E. de Bruyne, G.B.J. Hiltermann en H.R. Hoetink (1947)

Gepubliceerd op 04-07-2022

Interferentie

betekenis & definitie

is het samenwerken van twee of meer trillende bewegingen. Wanneer verschillende water-, geluid-, of lichttrillingen in één punt samenkomen, dan is de uitwijking gelijk aan de resultante van de verschillende trillingen.

Bij de interferentie kunnen zich verschillende gevallen voordoen: de verplaatsingen, die de verschillende trillingen ieder voor zich bewerken, kunnen verschillende hoeken met elkander maken, zij kunnen verder verschillen in amplitudo en trillingsduur. Interfereren inlopende en teruggekaatste golven, dan hebben deze uiteraard gelijke trillingsduur. Er ontstaan dan staande golven.Bij de interferentieproef van Quincke leidt men het geluid van eenzelfde geluidsbron langs twee wegen (bijv. buizen) van verschillende lengte naar eenzelfde oor. Is het wegverschil tussen de twee wegen een halve golflengte, dan doven de twee golven elkaar uit, bij een hele golflengte wegverschil versterken ze elkaar.

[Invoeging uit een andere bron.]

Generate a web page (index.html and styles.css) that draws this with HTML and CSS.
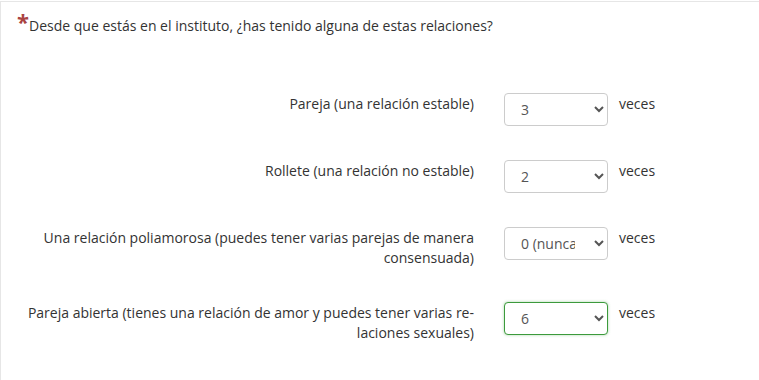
FILE: index.html
```html
<!DOCTYPE html>
<html lang="es">
<head>
  <meta charset="UTF-8">
  <title>Relaciones</title>
  <link rel="stylesheet" href="styles.css">
</head>
<body>
  <div class="question">
    <div class="question-title"><span class="required">*</span>Desde que estás en el instituto, ¿has tenido alguna de estas relaciones?</div>
    <div class="rows">
      <div class="row">
        <label class="row-label" for="q1">Pareja (una relación estable)</label>
        <select id="q1" class="times">
          <option>0 (nunca)</option><option>1</option><option>2</option><option selected>3</option><option>4</option><option>5</option><option>6</option>
        </select>
        <span class="unit">veces</span>
      </div>
      <div class="row">
        <label class="row-label" for="q2">Rollete (una relación no estable)</label>
        <select id="q2" class="times">
          <option>0 (nunca)</option><option>1</option><option selected>2</option><option>3</option><option>4</option><option>5</option><option>6</option>
        </select>
        <span class="unit">veces</span>
      </div>
      <div class="row">
        <label class="row-label" for="q3">Una relación poliamorosa (puedes tener varias parejas de manera consensuada)</label>
        <select id="q3" class="times">
          <option selected>0 (nunca)</option><option>1</option><option>2</option><option>3</option><option>4</option><option>5</option><option>6</option>
        </select>
        <span class="unit">veces</span>
      </div>
      <div class="row">
        <label class="row-label" for="q4">Pareja abierta (tienes una relación de amor y puedes tener varias re&shy;laciones sexuales)</label>
        <select id="q4" class="times valid">
          <option>0 (nunca)</option><option>1</option><option>2</option><option>3</option><option>4</option><option>5</option><option selected>6</option>
        </select>
        <span class="unit">veces</span>
      </div>
    </div>
  </div>
</body>
</html>
```

FILE: styles.css
```css
html,
body {
  margin: 0;
  background: #fff;
}
body {
  padding-top: 1px;
  font-family: "Open Sans", sans-serif;
  font-size: 14px;
  line-height: 20px;
  color: #333;
  overflow: hidden;
}
.question {
  border-top: 1px solid #e6e6e6;
  border-left: 1px solid #e6e6e6;
  height: 390px;
}
.question-title {
  padding: 14px 0 0 16px;
}
.required {
  color: #a94442;
  font-weight: bold;
  font-size: 22px;
  line-height: 0;
  vertical-align: 1px;
}
.rows {
  display: flex;
  flex-direction: column;
  gap: 34px;
  margin-top: 57px;
}
.row {
  display: flex;
  align-items: flex-start;
}
.row-label {
  box-sizing: border-box;
  width: 473px;
  padding: 1px 0 0 18px;
  text-align: right;
  hyphens: manual;
}
.times {
  box-sizing: border-box;
  margin-left: 30px;
  width: 104px;
  height: 33px;
  padding: 0 16px 0 12px;
  font-family: "Open Sans", sans-serif;
  font-size: 14px;
  color: #555;
  background: #fff;
  border: 1px solid #ccc;
  border-radius: 4px;
}
.times.valid {
  border-color: #3c9a3c;
  box-shadow: 0 0 3px rgba(60, 160, 60, 0.45);
}
.unit {
  margin-left: 11px;
  padding-top: 1px;
}
```
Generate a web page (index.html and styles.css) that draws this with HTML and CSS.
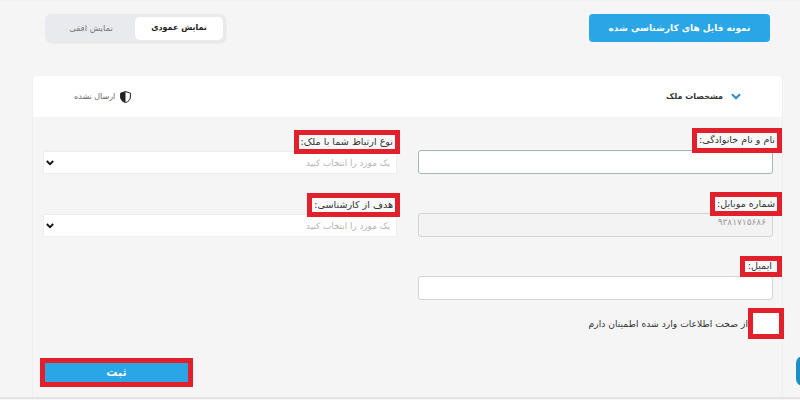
FILE: index.html
```html
<!DOCTYPE html>
<html lang="fa" dir="rtl">
<head>
<meta charset="utf-8">
<title>مشخصات ملک</title>
<link rel="stylesheet" href="styles.css">
</head>
<body>
<div class="toolbar">
  <button class="sample-btn" type="button">نمونه فایل های کارشناسی شده</button>
  <div class="view-toggle">
    <span class="view-opt active">نمایش عمودی</span>
    <span class="view-opt">نمایش افقی</span>
  </div>
</div>
<section class="card">
  <header class="card-head">
    <div class="head-group title-group">
      <svg class="chevron" width="10" height="7" viewBox="0 0 10 7"><path d="M1 1.200 5 5.200 9 1.200" fill="none" stroke="#2b8fd0" stroke-width="2.200"/></svg>
      <span class="head-title">مشخصات ملک</span>
    </div>
    <div class="head-group">
      <svg width="11" height="12" viewBox="0 0 11 12"><path d="M5.500.5 10.400 2.200V6c0 2.800-2 4.700-4.900 5.600C2.600 10.700.6 8.800.6 6V2.200Z" fill="#fff" stroke="#222" stroke-width="1"/><path d="M5.500.5V11.600C2.600 10.700.6 8.800.6 6V2.200Z" fill="#222"/></svg>
      <span class="head-status">ارسال نشده</span>
    </div>
  </header>
  <div class="card-body">
    <div class="form-grid">
      <div class="field">
        <label class="mark-label tall" for="f-name">نام و نام خانوادگی:</label>
        <input class="text-input focus" id="f-name" type="text">
      </div>
      <div class="field side">
        <label class="mark-label" for="f-rel">نوع ارتباط شما با ملک:</label>
        <select class="select-input" id="f-rel"><option>یک مورد را انتخاب کنید</option></select>
      </div>
      <div class="field">
        <label class="mark-label" for="f-mobile">شماره موبایل:</label>
        <input class="text-input locked" id="f-mobile" type="text" value="۹۳۸۱۷۱۵۶۸۶" readonly>
      </div>
      <div class="field side">
        <label class="mark-label" for="f-goal">هدف از کارشناسی:</label>
        <select class="select-input" id="f-goal"><option>یک مورد را انتخاب کنید</option></select>
      </div>
      <div class="field">
        <label class="mark-label short" for="f-email">ایمیل:</label>
        <input class="text-input" id="f-email" type="text">
      </div>
    </div>
    <div class="confirm-row">
      <span class="mark-box"><input class="check" id="f-ok" type="checkbox"></span>
      <label class="confirm-text" for="f-ok">از صحت اطلاعات وارد شده اطمینان دارم</label>
    </div>
    <div class="submit-row">
      <button class="submit-btn" type="button">ثبت</button>
    </div>
  </div>
</section>
<div class="footer-line"></div>
<span class="chat-bubble"></span>
</body>
</html>
```
FILE: styles.css
```css
* { box-sizing: border-box; }
html, body { margin: 0; height: 400px; overflow: hidden; }
body {
  background: #f5f5f5;
  font-family: "DejaVu Sans", "Noto Sans", sans-serif;
  color: #333;
  font-size: 9px;
  position: relative;
  border-top: 1px solid #f1f1f1;
}
.toolbar {
  display: flex;
  justify-content: space-between;
  padding: 13px 30px 0 0;
  margin-left: 45px;
  height: 41px;
  margin-bottom: 34px;
}
.sample-btn {
  width: 181px;
  height: 28px;
  border: 0;
  border-radius: 4px;
  background: #2aa5e6;
  color: #fff;
  font: bold 9px "DejaVu Sans", sans-serif;
}
.view-toggle {
  display: flex;
  align-items: center;
  width: 180px;
  height: 28px;
  padding: 3px 2px;
  border-radius: 6px;
  background: #e8eaed;
  box-shadow: 1px 1px 2px rgba(0,0,0,.08);
}
.view-opt {
  flex: 1;
  height: 23px;
  line-height: 22px;
  text-align: center;
  color: #777;
  font-size: 8.500px;
}
.view-opt.active {
  flex: 0 0 88px;
  background: #fff;
  border-radius: 5px;
  color: #222;
  font-weight: bold;
  font-size: 8px;
}
.card {
  margin: 0 17px 0 32px;
  width: 751px;
  height: 321px;
  border-left: 1px solid #efefef;
  border-right: 1px solid #efefef;
  position: relative;
}
.card-head {
  height: 41px;
  padding: 0 41px;
  display: flex;
  align-items: center;
  justify-content: space-between;
  background: #fff;
  border-radius: 4px 4px 0 0;
}
.head-group { display: flex; align-items: center; gap: 5px; }
.title-group { gap: 8px; }
.head-title { font-size: 8px; color: #333; font-weight: bold; }
.head-status { font-size: 8px; color: #666; }
.card-body { padding: 11px 9px 0 10px; }
.form-grid {
  display: grid;
  grid-template-columns: 355px 354px;
  column-gap: 21px;
  row-gap: 17px;
}
.field {
  height: 46px;
  display: flex;
  flex-direction: column;
  justify-content: flex-end;
  align-items: flex-start;
}
.mark-label {
  display: block;
  margin: 0 -9px -3px 0;
  padding: 0 2px;
  height: 24px;
  line-height: 13px;
  border: 5px solid #e2202c;
  background: #f8f8f8;
  font-size: 9.600px;
  color: #333;
  white-space: nowrap;
  position: relative;
  z-index: 1;
}
.field.side .mark-label { margin-right: -3px; }
.mark-label.tall { height: 25px; line-height: 14px; }
.mark-label.short { padding: 0 5px 0 3px; height: 21px; margin-bottom: -1px; line-height: 10px; }
.text-input {
  width: 100%;
  height: 24px;
  border: 1px solid #d4d4d4;
  border-radius: 3px;
  background: #fff;
  padding: 0 6px;
  font: 9px "DejaVu Sans", sans-serif;
  color: #999;
}
.text-input.focus { border-color: #9fbcaa; }
.text-input.locked { background: #f3f3f3; padding-bottom: 6px; }
.select-input {
  appearance: none;
  width: 100%;
  height: 23px;
  border: 1px solid #eee;
  background: #fff url("data:image/svg+xml,%3Csvg xmlns='http://www.w3.org/2000/svg' width='8' height='6'%3E%3Cpath d='M.8 1 4 4.200 7.200 1' fill='none' stroke='%23111' stroke-width='1.800'/%3E%3C/svg%3E") no-repeat 2px 50%;
  font: 8.800px "DejaVu Sans", sans-serif;
  color: #b5b5b5;
  padding: 0 6px;
}
.confirm-row {
  display: flex;
  align-items: center;
  margin-top: 8px;
  margin-right: -11px;
  height: 31px;
}
.mark-box {
  width: 36px;
  height: 31px;
  border: 5px solid #e2202c;
  background: #f8f8f8;
  display: flex;
}
.check {
  appearance: none;
  margin: 0;
  width: 100%;
  height: 100%;
  background: #fff;
}
.confirm-text { font-size: 9.200px; color: #333; }
.submit-row { display: flex; justify-content: flex-end; margin: 19px 0 0 0; }
.submit-btn {
  width: 153px;
  height: 29px;
  margin-left: -3px;
  border: 5px solid #e2202c;
  background: #2aa5e6;
  color: #fff;
  font: bold 11px "DejaVu Sans", sans-serif;
}
.footer-line { height: 2px; background: #e4e4e4; }
.chat-bubble {
  position: absolute;
  right: -10px;
  top: 355px;
  width: 14px;
  height: 30px;
  border-radius: 7px;
  background: #1b8fc4;
}
```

Van grote betekenis is de interferentie van het licht. Het eenvoudigste interferentieverschijnsel verkrijgt men, als men twee kleine, dicht bij elkander liggende openingen a en b door een verwijderde lichtbron verlicht. De lichtstralen, die door deze openingen heen gaan, worden op een scherm SS opgevangen. In het punt M, dat symmetrisch ligt ten opzichte van a en b, zullen de beide lichtstralen in dezelfde phase verkeren, waardoor zij elkander versterken. Wanneer daarentegen het verschil van Nb en Na een oneven aantal halve golflengten bedraagt, dan zullen de trillingen in N elkander opheffen, zodat het licht daar verdwijnt (z buigingsverschijnselen). Voor het interfereren van lichtstralen is nodig, dat ze cohaerent zijn, d.w.z. in een vaste phasebetrekking tot elkaar staan.

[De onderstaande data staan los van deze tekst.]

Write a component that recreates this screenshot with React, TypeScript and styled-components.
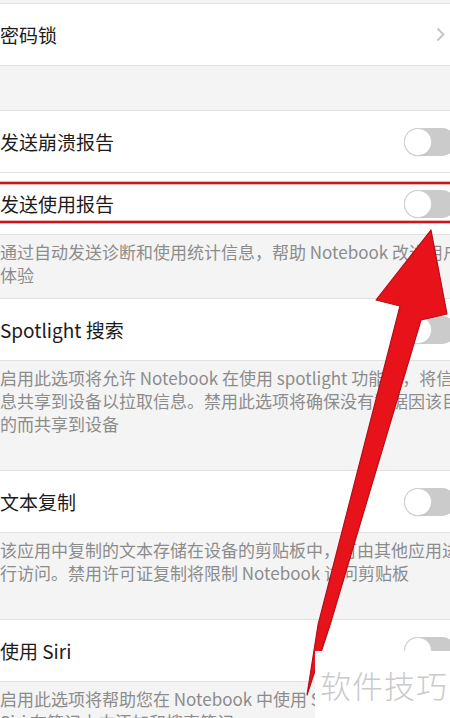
import React from "react";
import styled, { createGlobalStyle } from "styled-components";

const Global = createGlobalStyle`
  html, body { margin: 0; padding: 0; background: #f4f4f4; overflow: hidden; }
  #root { width: 450px; height: 718px; }
`;

const Screen = styled.div`
  position: relative;
  width: 450px;
  height: 718px;
  overflow: hidden;
  background: #f4f4f4;
  font-family: "Noto Sans CJK SC", "Noto Sans", sans-serif;
`;

const Page = styled.div`
  width: 460px;
  display: flex;
  flex-direction: column;
`;

const Gap = styled.div<{ $h: number }>`
  height: ${(p) => p.$h}px;
  box-sizing: border-box;
  background: #f4f4f4;
  border-bottom: 1px solid #e1e1e1;
`;

const Row = styled.div`
  position: relative;
  height: 62px;
  box-sizing: border-box;
  background: #fff;
  border-bottom: 1px solid #e1e1e1;
  display: flex;
  align-items: center;
  justify-content: space-between;
`;

const Label = styled.span`
  font-size: 19px;
  color: #1c1c1c;
  line-height: 1;
`;

const Desc = styled.div<{ $h: number }>`
  height: ${(p) => p.$h}px;
  box-sizing: border-box;
  padding-top: 5px;
  font-size: 17px;
  line-height: 23px;
  color: #8c8c8c;
  background: #f4f4f4;
  border-bottom: 1px solid #e1e1e1;
  overflow: hidden;
`;

const Track = styled.div`
  width: 52px;
  height: 28px;
  border-radius: 14px;
  background: #cbcbcb;
  margin-right: 4px;
  display: flex;
  align-items: center;
  flex-shrink: 0;
`;

const Knob = styled.div`
  width: 26px;
  height: 26px;
  margin-left: 1px;
  border-radius: 50%;
  background: #fff;
  box-shadow: 0 0 0 1px #d2d2d2, 0 1px 2px rgba(0, 0, 0, 0.15);
`;

const Chevron = styled.svg`
  width: 9px;
  height: 15px;
  margin-right: 15px;
`;

const Highlight = styled.div`
  position: absolute;
  left: -4px;
  right: -4px;
  top: 9px;
  height: 41px;
  box-sizing: border-box;
  border: 2px solid #c9161e;
  box-shadow: inset 0 0 0 1px #efb3b3, 0 0 0 1px rgba(200, 40, 40, 0.35);
  pointer-events: none;
`;

const ArrowLayer = styled.svg`
  position: absolute;
  left: 0;
  top: 0;
  width: 450px;
  height: 718px;
  pointer-events: none;
  z-index: 2;
`;

const Watermark = styled.div`
  position: absolute;
  left: 315px;
  top: 651px;
  width: 140px;
  height: 67px;
  background: #fff;
  z-index: 3;
  display: flex;
  align-items: center;
  padding-left: 5px;
  box-sizing: border-box;
  font-size: 31px;
  letter-spacing: 1px;
  color: #cacaca;
  font-weight: 300;
`;

const Toggle = () => (
  <Track>
    <Knob />
  </Track>
);

export default function App() {
  return (
    <>
      <Global />
      <Screen>
        <Page>
          <Gap $h={4} />
          <Row>
            <Label>密码锁</Label>
            <Chevron viewBox="0 0 9 15">
              <path d="M1.5 1.5 L7.5 7.5 L1.5 13.5" fill="none" stroke="#c4c4c8" strokeWidth="1.8" />
            </Chevron>
          </Row>
          <Gap $h={45} />
          <Row>
            <Label>发送崩溃报告</Label>
            <Toggle />
          </Row>
          <Row>
            <Label>发送使用报告</Label>
            <Toggle />
            <Highlight />
          </Row>
          <Desc $h={64}>通过自动发送诊断和使用统计信息，帮助 Notebook 改进用户体验</Desc>
          <Row>
            <Label>Spotlight 搜索</Label>
            <Toggle />
          </Row>
          <Desc $h={110}>
            启用此选项将允许 Notebook 在使用 spotlight 功能时，将信息共享到设备以拉取信息。禁用此选项将确保没有数据因该目的而共享到设备
          </Desc>
          <Row>
            <Label>文本复制</Label>
            <Toggle />
          </Row>
          <Desc $h={87}>
            该应用中复制的文本存储在设备的剪贴板中，可由其他应用进行访问。禁用许可证复制将限制 Notebook 访问剪贴板
          </Desc>
          <Row>
            <Label>使用 Siri</Label>
            <Toggle />
          </Row>
          <Desc $h={80}>
            启用此选项将帮助您在 Notebook 中使用 Siri 快捷指令，通过 Siri 在笔记本中添加和搜索笔记
          </Desc>
        </Page>
        <ArrowLayer viewBox="0 0 450 718">
          <polygon
            points="431,230 447,314 421,320 330,625 307,695 318,625 400,306 376,300"
            fill="#e8121a"
            stroke="#b3101a"
            strokeWidth="1.2"
            strokeLinejoin="round"
          />
        </ArrowLayer>
        <Watermark>软件技巧</Watermark>
      </Screen>
    </>
  );
}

Plaatst men bij a en b verschillende lichtbronnen, dan zijn deze incohaerent, d.w.z. het onderlinge phaseverschil ligt niet vast, maar verspringt voortdurend. Verlicht men echter de twee spleten met eenzelfde lichtbron, dan verspringen de beide phasen tegelijk, de lichtbundels zijn cohaerent.

Ook de kleuren van dunne vliezen (bijv. olielaagjes op water of zeepbellen) berusten op interferentie tussen de stralen, die aan de bovenkant, en die aan de onderkant van het vlies teruggekaatst worden. Door de ongelijkwaardigheid van de terugkaatsing aan de onder- en bovenkant (te vergelijken met los en vast uiteinde) komt er een extra phase-verschil ter waarde van een halve golflengte bij. Die kleuren, waarvoor het wegverschil een heel veelvoud van de golflengte is, doven dus uit. Door het ontbreken van deze lichtsoorten uit het opvallende witte licht ontstaat de complementaire kleur. Zo ontstaan ook de ringen van Newton aan het „luchtvlies van veranderlijke dikte” tussen een flauw gewelfde lens en een er tegenaan gedrukte glasplaat.

Behalve geluid, licht en röntgenstralen vertonen ook electronen- en neutronenstralen interferentie en buiging, ten gevolge van hun de Broglie-golflengte (z materiegolven en golfmechanica).